There are three small groups of Gili offshore the northern coast of Sekotong, the easternmost are Gili Nanggu, GIli Sudak, and Gili Kedis, and these are the ones we visited, then there are Gili Gede, Anyaran, Asahan, Rengit, and the small Gili Goleng, before the village of Labuhanpon, and three more small islands, near Pantai Elak Elak, whose names Google maps ignores.
Reaching Sekotong from Mataram
With our fresh visa extension stamped on our passports, glad to have a third month to keep exploring Indonesia, we leave Mataram and head south to Sekotong. You can take the smooth and brand new highway, which has a lane for mopeds and bikes, or, as we did, get on the parallel alternative roads that pass through interesting Sasak villages.
After passing Lembar, a small town where ferries leave for Bali, we stop to eat in a very good Rumah Makan (eatery). Jackfruit soup, goat soup, water, and coffee, for the “ripping-off” price of 2€, they even give us a 30 cents discount. Here we meet a guy who works for the ministry of tourism, he is very angry about all these bureaucratic complications related to visas, saying they damage tourism. He makes us write a letter of complaint that he will deliver to his boss.
As usual for us, we reach Sekotong from Mataram riding our trusted bicycles. There are only 40km from Mataram to Gili Nanggu, so it’s an easy ride also by scooter and it should be cheap to hire a driver to get here.
Where to stay in Sekotong
We continue the coastal up and down arriving in the area of Sekotong from where the boats depart to these alternative Gili, Nanggu and her sisters. There’s not really any village here, just a jetty, a few guesthouses, and a bigger resort. The area seems to be undergoing quick development though. But as for now, it’s very difficult to even find an half-decent place to eat.
We try first a nearby hostel for backpackers, recommended by Lonely Planet, where everything costs twice as much, both the rooms and the food, not mentioning the fees they ask for a boat trip to the islands. We absolutely advise avoiding this place like the pest. Unfortunately, I can’t find the name anymore, it’s the ugliest anyway, with concrete bungalows.
We find instead a very nice bungalow at a low price at Coral Palms Hotel, and the local rumah makan, which has not yet increased to prices. Perhaps we are the first foreigners entering here because the lady is a bit panicked when she sees us.

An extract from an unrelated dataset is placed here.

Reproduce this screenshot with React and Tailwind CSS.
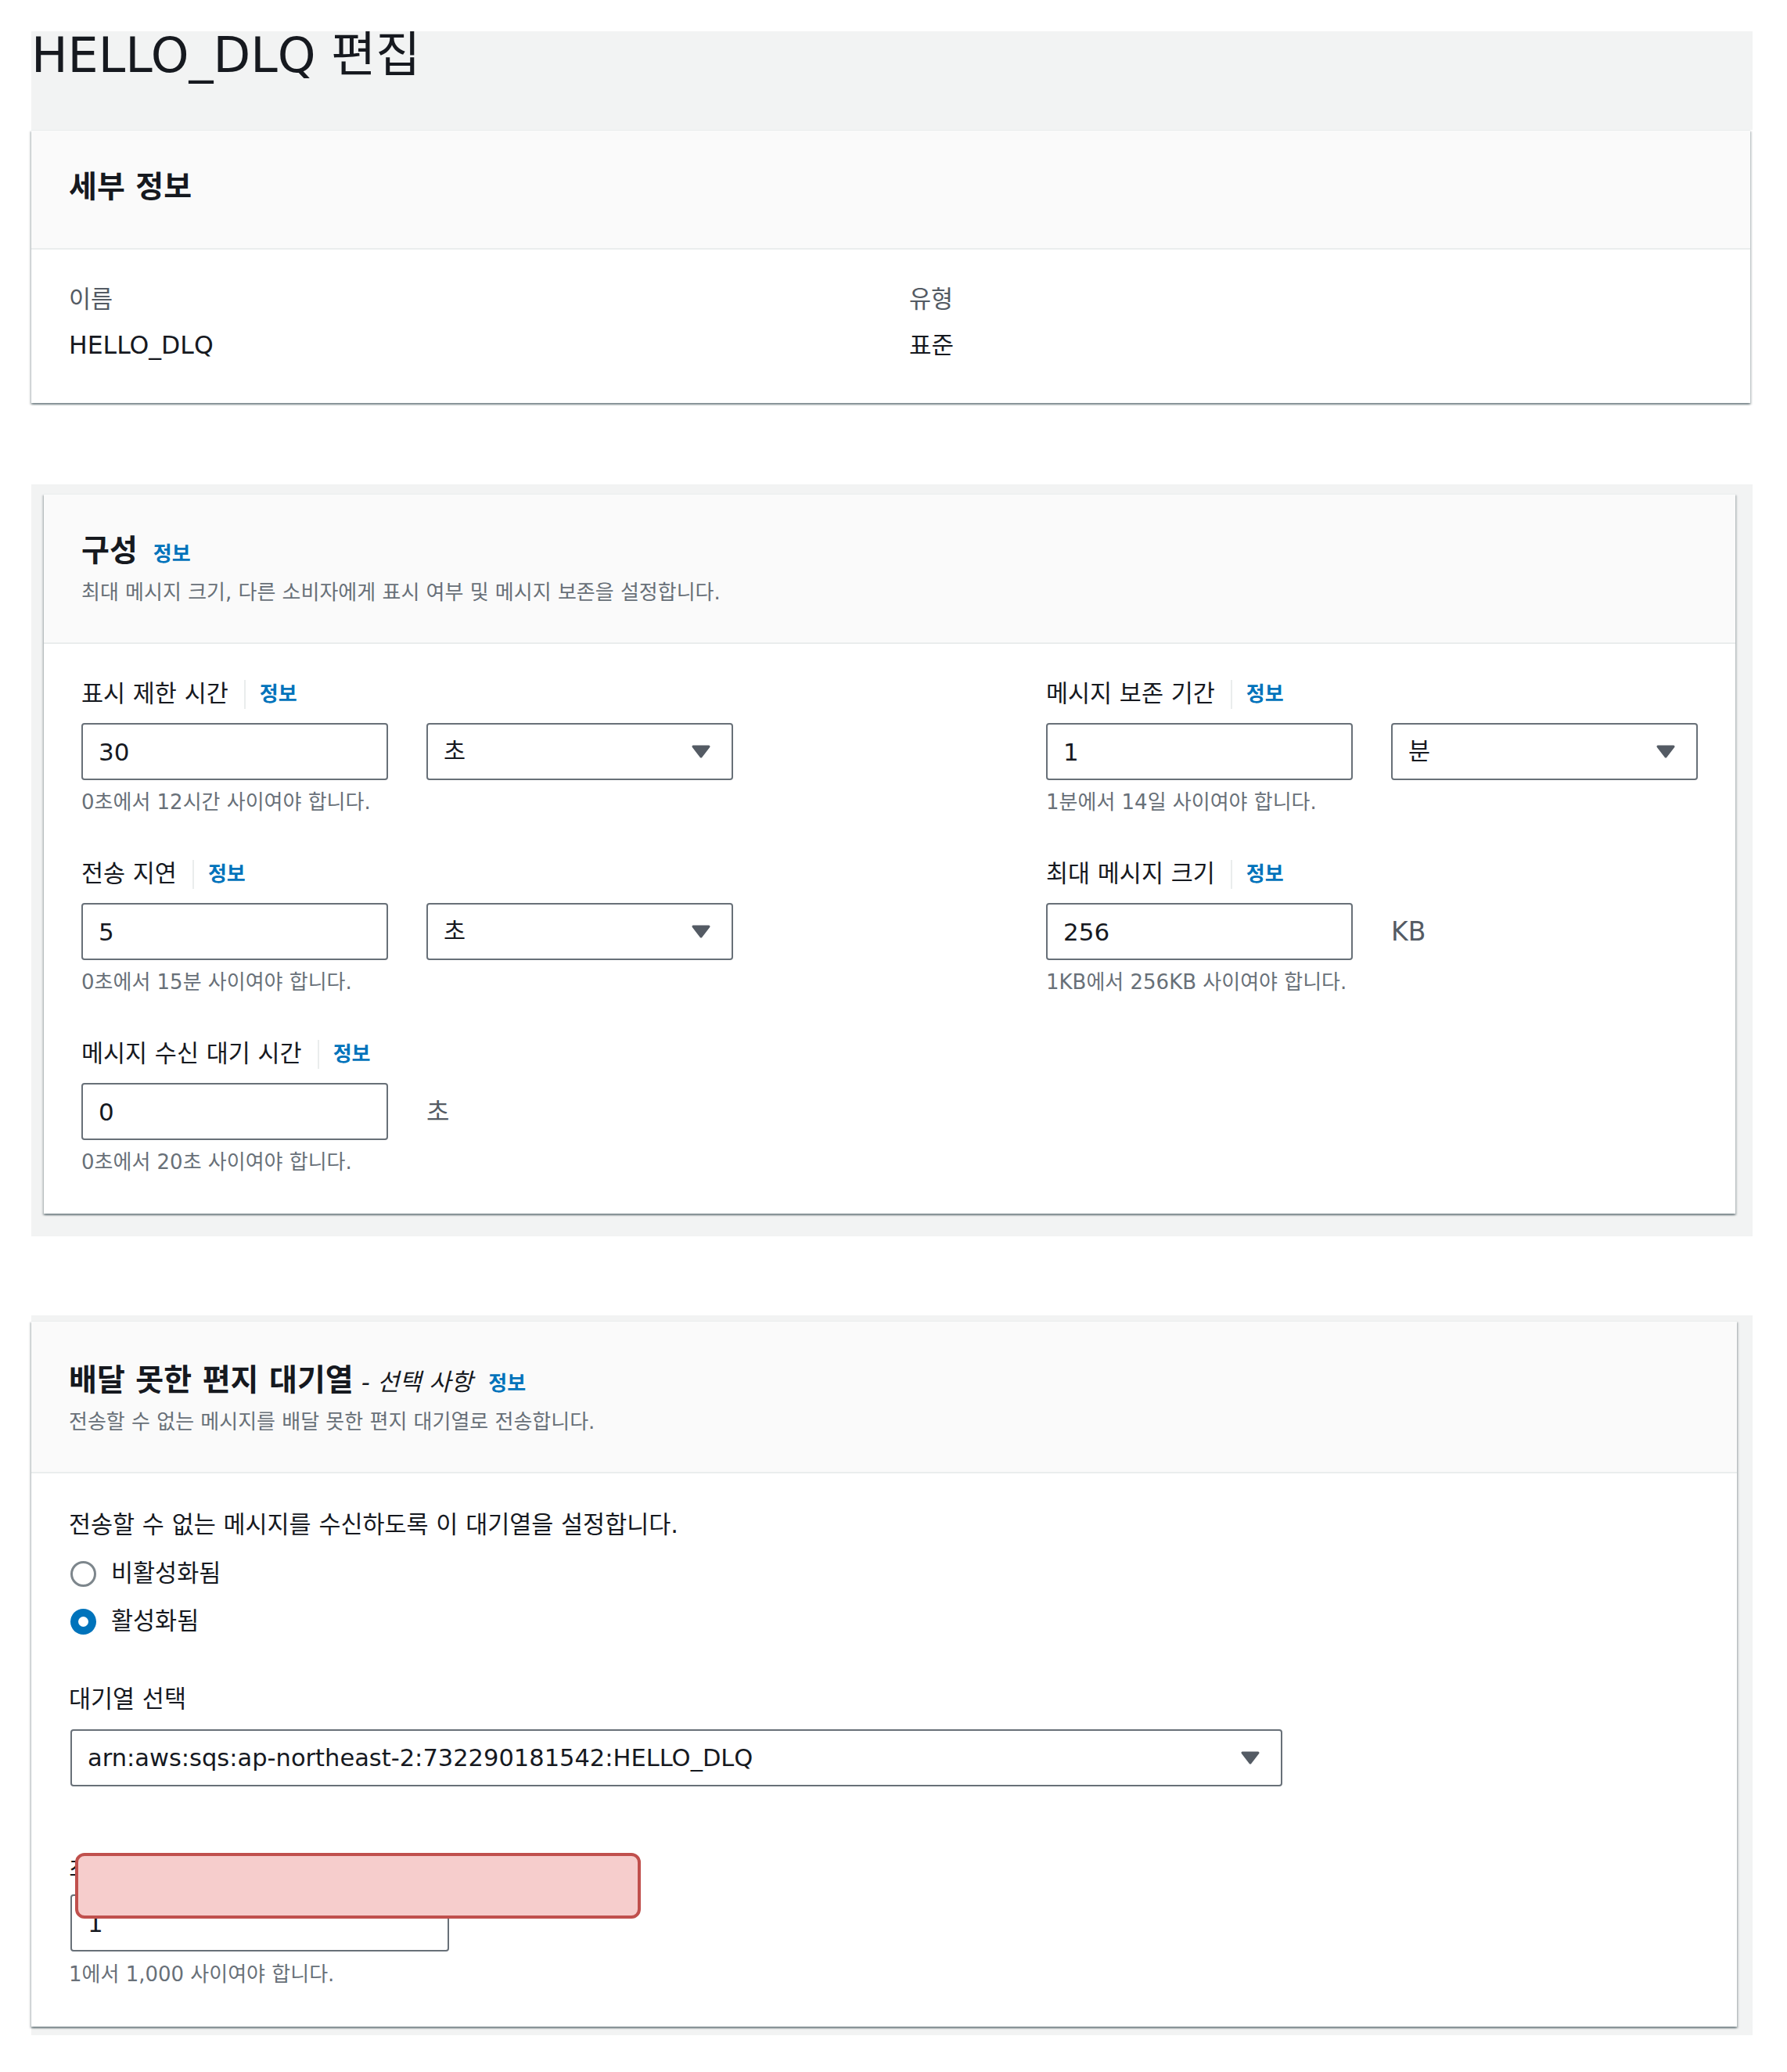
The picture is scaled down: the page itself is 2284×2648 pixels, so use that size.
import React from 'react';

// colours taken from the console screenshot
const cardShadow =
  'shadow-[0_2px_2px_0_rgba(0,28,36,0.35),2px_2px_2px_0_rgba(0,28,36,0.15),-2px_2px_2px_0_rgba(0,28,36,0.15)]';

function InfoLink({ sep }) {
  if (sep) {
    return (
      <span className="ml-[20px] flex h-[37px] items-center border-l-2 border-[#eaeded] pl-[18px] text-[26px] font-bold text-[#0073bb]">
        정보
      </span>
    );
  }
  return <span className="ml-[20px] text-[26px] font-bold text-[#0073bb]">정보</span>;
}

function Caret() {
  return (
    <svg width="26" height="19" viewBox="0 0 26 19" className="shrink-0">
      <path d="M3 3 L23 3 L13 16 Z" fill="#545b64" stroke="#545b64" strokeWidth="3" strokeLinejoin="round" />
    </svg>
  );
}

function TextBox({ value, width = 'w-[392px]' }) {
  return (
    <input
      type="text"
      readOnly
      defaultValue={value}
      className={`h-[73px] ${width} rounded-[4px] border-2 border-[#687078] bg-white px-[20px] text-[31px] text-[#16191f] outline-none`}
    />
  );
}

function SelectBox({ value, width = 'w-[392px]' }) {
  return (
    <div
      className={`flex h-[73px] ${width} items-center justify-between rounded-[4px] border-2 border-[#687078] bg-white pl-[20px] pr-[26px] text-[30.5px] text-[#16191f]`}
    >
      <span>{value}</span>
      <Caret />
    </div>
  );
}

function Field({ label, hint, children }) {
  return (
    <div className="flex flex-col">
      <div className="flex h-[40px] items-center">
        <span className="text-[30.5px] leading-[40px] text-[#16191f]">{label}</span>
        <InfoLink sep />
      </div>
      <div className="mt-[17px] flex items-center gap-[49px]">{children}</div>
      <div className="mt-[10px] h-[36px] text-[26px] leading-[36px] text-[#687078]">{hint}</div>
    </div>
  );
}

function Unit({ children, size = 'text-[32px]' }) {
  return <span className={`${size} text-[#545b64]`}>{children}</span>;
}

function CardHeader({ title, extra, desc, top = 'pt-[48px]' }) {
  return (
    <div className={`border-b-2 border-[#eaeded] bg-[#fafafa] px-[48px] ${top} pb-[46px]`}>
      <div className="flex h-[48px] items-baseline">
        <h2 className="text-[39px] font-bold leading-[48px] text-[#16191f]">{title}</h2>
        {extra}
        <InfoLink />
      </div>
      <p className="mt-[11px] h-[36px] text-[26px] leading-[36px] text-[#687078]">{desc}</p>
    </div>
  );
}

function Radio({ checked, label, className = '' }) {
  return (
    <div className={`flex h-[40px] items-center ${className}`}>
      {checked ? (
        <span className="ml-[2px] flex h-[33px] w-[33px] items-center justify-center rounded-full bg-[#0073bb]">
          <span className="h-[13px] w-[13px] rounded-full bg-white" />
        </span>
      ) : (
        <span className="ml-[2px] h-[33px] w-[33px] rounded-full border-[3px] border-[#7d868c] bg-white" />
      )}
      <span className="ml-[19px] text-[30.5px] text-[#16191f]">{label}</span>
    </div>
  );
}

export default function App() {
  return (
    <div className="min-h-[2648px] bg-white pb-[46px] pl-[40px] pr-[44px] pt-[40px] font-['DejaVu_Sans','Noto_Sans_CJK_KR',sans-serif] text-[#16191f]">
      {/* page header */}
      <div className="h-[126px] bg-[#f2f3f3]">
        <h1 className="text-[62px] leading-none text-[#16191f]">HELLO_DLQ 편집</h1>
      </div>

      {/* details card */}
      <div className={`w-[2197px] border-t border-[#eaeded] bg-white ${cardShadow}`}>
        <div className="border-b-2 border-[#eaeded] bg-[#fafafa] px-[48px] pb-[54px] pt-[48px]">
          <h2 className="text-[39px] font-bold leading-[48px] text-[#16191f]">세부 정보</h2>
        </div>
        <div className="grid grid-cols-2 gap-x-[47px] px-[48px] pb-[54px] pt-[44px]">
          <div>
            <div className="h-[40px] text-[30.5px] leading-[40px] text-[#545b64]">이름</div>
            <div className="mt-[18px] h-[40px] text-[31.5px] leading-[40px]">HELLO_DLQ</div>
          </div>
          <div>
            <div className="h-[40px] text-[30.5px] leading-[40px] text-[#545b64]">유형</div>
            <div className="mt-[18px] h-[40px] text-[31px] leading-[40px]">표준</div>
          </div>
        </div>
      </div>

      {/* configuration */}
      <div className="mt-[104px] bg-[#f2f3f3] pb-[29px] pl-[16px] pr-[22px] pt-[12px]">
        <div className={`border-t border-[#eaeded] bg-white ${cardShadow}`}>
          <CardHeader title="구성" desc="최대 메시지 크기, 다른 소비자에게 표시 여부 및 메시지 보존을 설정합니다." />
          <div className="grid grid-cols-[833px_833px] justify-between gap-y-[54px] px-[48px] pb-[48px] pt-[44px]">
            <Field label="표시 제한 시간" hint="0초에서 12시간 사이여야 합니다.">
              <TextBox value="30" />
              <SelectBox value="초" />
            </Field>
            <Field label="메시지 보존 기간" hint="1분에서 14일 사이여야 합니다.">
              <TextBox value="1" />
              <SelectBox value="분" />
            </Field>
            <Field label="전송 지연" hint="0초에서 15분 사이여야 합니다.">
              <TextBox value="5" />
              <SelectBox value="초" />
            </Field>
            <Field label="최대 메시지 크기" hint="1KB에서 256KB 사이여야 합니다.">
              <TextBox value="256" />
              <Unit size="text-[33px]">KB</Unit>
            </Field>
            <Field label="메시지 수신 대기 시간" hint="0초에서 20초 사이여야 합니다.">
              <TextBox value="0" />
              <Unit>초</Unit>
            </Field>
          </div>
        </div>
      </div>

      {/* dead-letter queue */}
      <div className="mt-[101px] bg-[#f2f3f3] pb-[11px] pr-[20px] pt-[7px]">
        <div className={`border-t border-[#eaeded] bg-white ${cardShadow}`}>
          <CardHeader
            title="배달 못한 편지 대기열"
            top="pt-[51px]"
            extra={<span className="ml-[10px] text-[30.5px] italic text-[#16191f]">- 선택 사항</span>}
            desc="전송할 수 없는 메시지를 배달 못한 편지 대기열로 전송합니다."
          />
          <div className="flex flex-col px-[48px] pb-[49px] pt-[46px]">
            <div className="h-[40px] text-[30.5px] leading-[40px]">전송할 수 없는 메시지를 수신하도록 이 대기열을 설정합니다.</div>
            <Radio className="mt-[22px]" label="비활성화됨" />
            <Radio className="mt-[21px]" checked label="활성화됨" />

            <div className="mt-[60px] h-[40px] text-[30.5px] leading-[40px]">대기열 선택</div>
            <div className="mt-[18px] ml-[2px]">
              <SelectBox value="arn:aws:sqs:ap-northeast-2:732290181542:HELLO_DLQ" width="w-[1549px]" />
            </div>

            <div className="relative mt-[79px]">
              <div className="mt-[8px] h-[40px] text-[30.5px] leading-[40px]">최대 수신 수</div>
              <div className="mt-[11px] ml-[2px]">
                <TextBox value="1" width="w-[484px]" />
              </div>
              {/* annotation box laid over the label */}
              <div className="absolute left-[8px] top-[6px] h-[84px] w-[723px] rounded-[12px] border-4 border-[#c0504d] bg-[#f6cdcc]" />
            </div>
            <div className="mt-[11px] h-[36px] text-[26px] leading-[36px] text-[#687078]">1에서 1,000 사이여야 합니다.</div>
          </div>
        </div>
      </div>
    </div>
  );
}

But then, seeing that we know two words of Indonesian, she seems reassured. tomorrow we will take the boat trip to visit three of these islands.
The boat trip to the alternative Gili Islands: Gili Kedis, Gili Nanggu, and Gili Sudak
We get to the jetty and, after a bit of bargaining with the boatmen, we reach an agreement, 13€ for the whole day, snorkeling equipment included. It’s very easy to find a boat ride to the small Gili, everywhere around the Sekotong peninsula locals will approach you trying to sell the full day ride. If you’re not approached by them, just ask your guesthouse or get to the jetty, where boatmen are waiting for customers all morning and even in the early afternoon.
First, we visit Gili Sudak, the best for snorkeling. Just a few meters from the perfect white sand beach we are already submerged by many colorful fishes. They are setting up some metal structures underwater to make the corals prosper here. There’s also a resort if you want to spend a night on the island, it’s called Nirvana Gili Sudak.
Then we sail to Gili Nanggu, maybe the most interesting, where there are a small fishing village and some restaurants. Walking the small island interior among the fishermen houses gives you an insight of the local life on a small tropical island.
Here you can witness the Sasak people fishing using their traditional methods, half submerged into the water.
The third island, Gili Kedis, is a mini island, you can walk around in three minutes, it is microscopic. A couple of trees on a white sand beach, just like a little kid could draw an island. Also here the underwater life is colorful and bustling.